The rest of our time in Thimphu was divided between spending hour upon hour in one of three caf├ęs that actually sold REAL coffee and shopping in the market, an area less that one city block that consists of a few dozen small shops, each of which sells identical goods to their neighbours but at fluctuating and always negotiable prices. Over the course of three days, we stocked ourselves with what we considered the essentials to be, items that we were told we would not be able to find outside of Thimphu. Rice cookers, kettles, pots and pans, plates, cups, cutlery, mattresses, pillows, sheets, blankets, towels, and various other bits and bobs soon dipped and soared inside the guesthouse’s storage closet like our own little mountain range of meager possessions.

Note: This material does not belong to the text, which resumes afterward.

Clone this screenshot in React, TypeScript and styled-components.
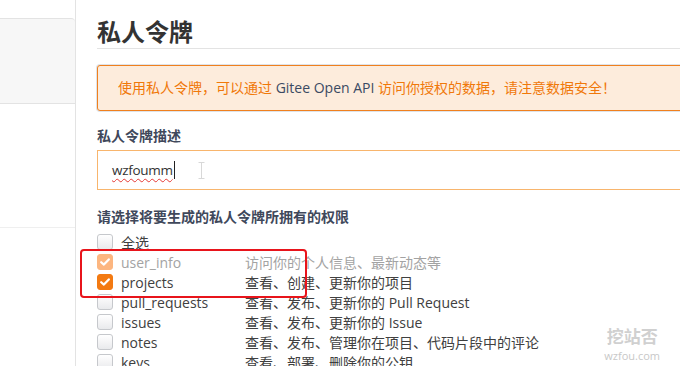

Finally, while out in town the evening before we were set to depart we received a phone call requesting that we come back to the guesthouse ASAP in order to pack the bus that would be taking us through the Himalayas to the our respective locations. When we arrived back at the guesthouse we lined our belongings along the edge of the parking lot and waited…and waited…and waited…

By the time we had packed our thirty-six passenger bus there was barely enough room for the eight Canadian teachers, Meena (the manager of BCF) and our driver. We had stacked the majority of our lives onto the roof of the bus, tied down by a tarpaulin and a frayed rope, and yet the items in the back of the bus still spilled up to our feet. After a few quick goodbyes to the supporting staff of our guesthouse and a few of the BCF and Ministry of Education employees we piled ourselves onto the bus and hit the not so open road towards the east.